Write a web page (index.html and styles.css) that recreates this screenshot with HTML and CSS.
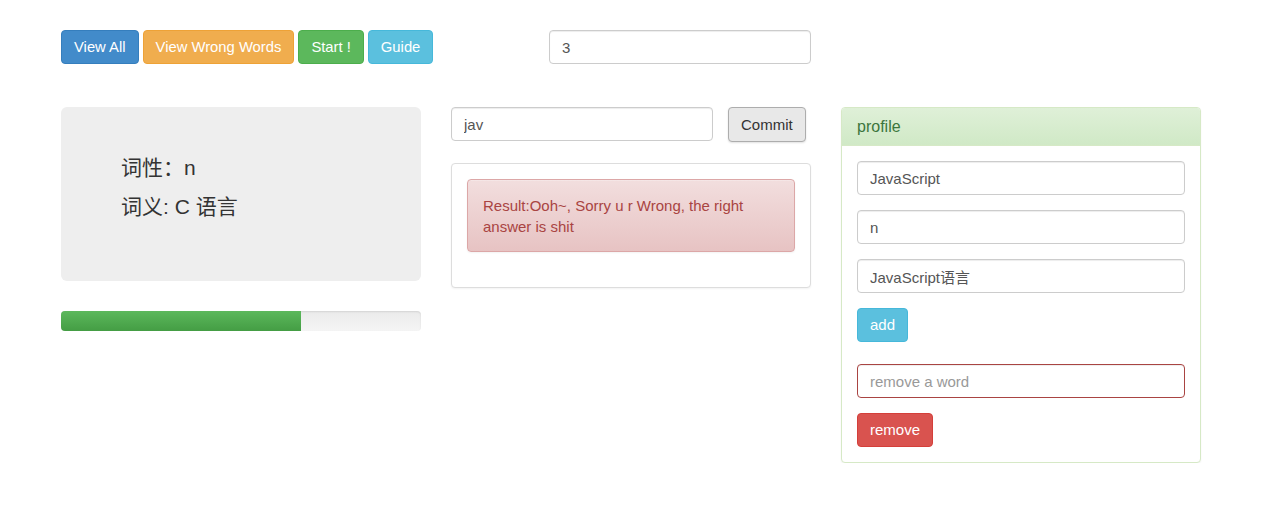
FILE: index.html
```html
<!DOCTYPE html>
<html>
<head>
<meta charset="utf-8">
<link rel="stylesheet" href="styles.css">
</head>
<body>
<div class="container">
  <div class="toolbar">
    <div class="btn-group">
      <button class="btn btn-primary">View All</button>
      <button class="btn btn-warning">View Wrong Words</button>
      <button class="btn btn-success">Start !</button>
      <button class="btn btn-info">Guide</button>
    </div>
    <input class="form-control count-input" type="text" value="3">
  </div>
  <div class="row">
    <div class="col">
      <div class="jumbotron">
        <p class="word-line">词性：n</p>
        <p class="word-line">词义: C 语言</p>
      </div>
      <div class="progress"><div class="progress-bar" style="width:66.67%"></div></div>
    </div>
    <div class="col">
      <div class="answer-form">
        <input class="form-control answer-input" type="text" value="jav">
        <button class="btn btn-default commit">Commit</button>
      </div>
      <div class="panel result-panel">
        <div class="panel-body">
          <div class="alert alert-danger">Result:Ooh~, Sorry u r Wrong, the right answer is shit</div>
        </div>
      </div>
    </div>
    <div class="col">
      <div class="panel panel-success">
        <div class="panel-heading">profile</div>
        <div class="panel-body profile-body">
          <input class="form-control field" type="text" value="JavaScript">
          <input class="form-control field" type="text" value="n">
          <input class="form-control field" type="text" value="JavaScript语言">
          <button class="btn btn-info add-btn">add</button>
          <input class="form-control field error" type="text" placeholder="remove a word">
          <button class="btn btn-danger">remove</button>
        </div>
      </div>
    </div>
  </div>
</div>
</body>
</html>
```
FILE: styles.css
```css
* { box-sizing: border-box; }
body {
  margin: 0;
  font-family: "Liberation Sans", Arial, "Noto Sans CJK SC", sans-serif;
  font-size: 15px;
  line-height: 20px;
  color: #333;
  background: #fff;
}
.container {
  width: 1140px;
  margin: 0 auto;
}
.toolbar {
  display: grid;
  grid-template-columns: 360px 360px 360px;
  column-gap: 30px;
  margin-top: 30px;
  align-items: start;
}
.btn-group {
  display: flex;
  gap: 4px;
  white-space: nowrap;
}
.btn-group .btn { font-size: 14.8px; }
.btn {
  display: inline-block;
  padding: 6px 12px;
  font-family: inherit;
  font-size: 15px;
  line-height: 20px;
  border: 1px solid transparent;
  border-radius: 4px;
  color: #fff;
  cursor: pointer;
  white-space: nowrap;
  flex: none;
}
.btn-primary { background: #428bca; border-color: #357ebd; }
.btn-warning { background: #f0ad4e; border-color: #eea236; }
.btn-success { background: #5cb85c; border-color: #4cae4c; }
.btn-info { background: #5bc0de; border-color: #46b8da; }
.btn-danger { background: #d9534f; border-color: #d43f3a; }
.btn-default {
  background: #e8e8e8;
  border-color: #adadad;
  color: #333;
  box-shadow: 0 1px 2px rgba(0,0,0,.12);
}
.form-control {
  display: block;
  height: 34px;
  padding: 6px 12px;
  font-family: inherit;
  font-size: 15px;
  line-height: 20px;
  color: #555;
  background: #fff;
  border: 1px solid #ccc;
  border-radius: 4px;
  box-shadow: inset 0 1px 1px rgba(0,0,0,.075);
  outline: none;
}
.form-control::placeholder { color: #999; }
.count-input {
  width: 262px;
  margin-left: 98px;
}
.row {
  display: grid;
  grid-template-columns: 360px 360px 360px;
  column-gap: 30px;
  margin-top: 43px;
  align-items: start;
}
.jumbotron {
  background: #eee;
  border-radius: 6px;
  padding: 48px 60px 48px;
  height: 174px;
}
.word-line {
  margin: 0 0 13px;
  font-size: 21px;
  line-height: 26px;
  color: #333;
}
.progress {
  margin-top: 30px;
  height: 20px;
  border-radius: 4px;
  overflow: hidden;
  background: linear-gradient(to bottom, #ebebeb 0%, #f5f5f5 100%);
  box-shadow: inset 0 1px 2px rgba(0,0,0,.1);
}
.progress-bar {
  height: 100%;
  background: linear-gradient(to bottom, #5cb85c 0%, #449d44 100%);
}
.answer-form {
  display: flex;
  align-items: flex-start;
}
.answer-input { width: 262px; }
.commit { margin-left: 15px; height: 35px; }
.panel {
  background: #fff;
  border: 1px solid #ddd;
  border-radius: 4px;
  box-shadow: 0 1px 2px rgba(0,0,0,.05);
}
.result-panel { margin-top: 21px; }
.panel-body { padding: 15px; }
.alert {
  padding: 15px 15px 14px;
  line-height: 21px;
  border: 1px solid #dca7a7;
  border-radius: 4px;
  margin-bottom: 20px;
  color: #a94442;
  background: linear-gradient(to bottom, #f2dede 0%, #e7c3c3 100%);
  box-shadow: inset 0 1px 0 rgba(255,255,255,.25), 0 1px 2px rgba(0,0,0,.05);
}
.panel-success { border-color: #d6e9c6; }
.panel-heading {
  padding: 10px 15px;
  font-size: 16px;
  line-height: 17px;
  color: #3c763d;
  background: linear-gradient(to bottom, #dff0d8 0%, #d0e9c6 100%);
  border-bottom: 1px solid #d6e9c6;
  border-radius: 3px 3px 0 0;
}
.profile-body {
  display: flex;
  flex-direction: column;
  align-items: flex-start;
}
.field {
  width: 100%;
  margin-bottom: 15px;
}
.add-btn { margin-bottom: 22px; }
.field.error { border-color: #a94442; margin-bottom: 15px; }
```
..........
### Stated problem
Skipping the pictures, transcribe each line above exactly as it appears.

### Answer for this exercise
Write a web page (index.html and styles.css) that recreates this screenshot with HTML and CSS.
FILE: index.html
```html
<!DOCTYPE html>
<html>
<head>
<meta charset="utf-8">
<link rel="stylesheet" href="styles.css">
</head>
<body>
<div class="container">
  <div class="toolbar">
    <div class="btn-group">
      <button class="btn btn-primary">View All</button>
      <button class="btn btn-warning">View Wrong Words</button>
      <button class="btn btn-success">Start !</button>
      <button class="btn btn-info">Guide</button>
    </div>
    <input class="form-control count-input" type="text" value="3">
  </div>
  <div class="row">
    <div class="col">
      <div class="jumbotron">
        <p class="word-line">词性：n</p>
        <p class="word-line">词义: C 语言</p>
      </div>
      <div class="progress"><div class="progress-bar" style="width:66.67%"></div></div>
    </div>
    <div class="col">
      <div class="answer-form">
        <input class="form-control answer-input" type="text" value="jav">
        <button class="btn btn-default commit">Commit</button>
      </div>
      <div class="panel result-panel">
        <div class="panel-body">
          <div class="alert alert-danger">Result:Ooh~, Sorry u r Wrong, the right answer is shit</div>
        </div>
      </div>
    </div>
    <div class="col">
      <div class="panel panel-success">
        <div class="panel-heading">profile</div>
        <div class="panel-body profile-body">
          <input class="form-control field" type="text" value="JavaScript">
          <input class="form-control field" type="text" value="n">
          <input class="form-control field" type="text" value="JavaScript语言">
          <button class="btn btn-info add-btn">add</button>
          <input class="form-control field error" type="text" placeholder="remove a word">
          <button class="btn btn-danger">remove</button>
        </div>
      </div>
    </div>
  </div>
</div>
</body>
</html>
```
FILE: styles.css
```css
* { box-sizing: border-box; }
body {
  margin: 0;
  font-family: "Liberation Sans", Arial, "Noto Sans CJK SC", sans-serif;
  font-size: 15px;
  line-height: 20px;
  color: #333;
  background: #fff;
}
.container {
  width: 1140px;
  margin: 0 auto;
}
.toolbar {
  display: grid;
  grid-template-columns: 360px 360px 360px;
  column-gap: 30px;
  margin-top: 30px;
  align-items: start;
}
.btn-group {
  display: flex;
  gap: 4px;
  white-space: nowrap;
}
.btn-group .btn { font-size: 14.8px; }
.btn {
  display: inline-block;
  padding: 6px 12px;
  font-family: inherit;
  font-size: 15px;
  line-height: 20px;
  border: 1px solid transparent;
  border-radius: 4px;
  color: #fff;
  cursor: pointer;
  white-space: nowrap;
  flex: none;
}
.btn-primary { background: #428bca; border-color: #357ebd; }
.btn-warning { background: #f0ad4e; border-color: #eea236; }
.btn-success { background: #5cb85c; border-color: #4cae4c; }
.btn-info { background: #5bc0de; border-color: #46b8da; }
.btn-danger { background: #d9534f; border-color: #d43f3a; }
.btn-default {
  background: #e8e8e8;
  border-color: #adadad;
  color: #333;
  box-shadow: 0 1px 2px rgba(0,0,0,.12);
}
.form-control {
  display: block;
  height: 34px;
  padding: 6px 12px;
  font-family: inherit;
  font-size: 15px;
  line-height: 20px;
  color: #555;
  background: #fff;
  border: 1px solid #ccc;
  border-radius: 4px;
  box-shadow: inset 0 1px 1px rgba(0,0,0,.075);
  outline: none;
}
.form-control::placeholder { color: #999; }
.count-input {
  width: 262px;
  margin-left: 98px;
}
.row {
  display: grid;
  grid-template-columns: 360px 360px 360px;
  column-gap: 30px;
  margin-top: 43px;
  align-items: start;
}
.jumbotron {
  background: #eee;
  border-radius: 6px;
  padding: 48px 60px 48px;
  height: 174px;
}
.word-line {
  margin: 0 0 13px;
  font-size: 21px;
  line-height: 26px;
  color: #333;
}
.progress {
  margin-top: 30px;
  height: 20px;
  border-radius: 4px;
  overflow: hidden;
  background: linear-gradient(to bottom, #ebebeb 0%, #f5f5f5 100%);
  box-shadow: inset 0 1px 2px rgba(0,0,0,.1);
}
.progress-bar {
  height: 100%;
  background: linear-gradient(to bottom, #5cb85c 0%, #449d44 100%);
}
.answer-form {
  display: flex;
  align-items: flex-start;
}
.answer-input { width: 262px; }
.commit { margin-left: 15px; height: 35px; }
.panel {
  background: #fff;
  border: 1px solid #ddd;
  border-radius: 4px;
  box-shadow: 0 1px 2px rgba(0,0,0,.05);
}
.result-panel { margin-top: 21px; }
.panel-body { padding: 15px; }
.alert {
  padding: 15px 15px 14px;
  line-height: 21px;
  border: 1px solid #dca7a7;
  border-radius: 4px;
  margin-bottom: 20px;
  color: #a94442;
  background: linear-gradient(to bottom, #f2dede 0%, #e7c3c3 100%);
  box-shadow: inset 0 1px 0 rgba(255,255,255,.25), 0 1px 2px rgba(0,0,0,.05);
}
.panel-success { border-color: #d6e9c6; }
.panel-heading {
  padding: 10px 15px;
  font-size: 16px;
  line-height: 17px;
  color: #3c763d;
  background: linear-gradient(to bottom, #dff0d8 0%, #d0e9c6 100%);
  border-bottom: 1px solid #d6e9c6;
  border-radius: 3px 3px 0 0;
}
.profile-body {
  display: flex;
  flex-direction: column;
  align-items: flex-start;
}
.field {
  width: 100%;
  margin-bottom: 15px;
}
.add-btn { margin-bottom: 22px; }
.field.error { border-color: #a94442; margin-bottom: 15px; }
```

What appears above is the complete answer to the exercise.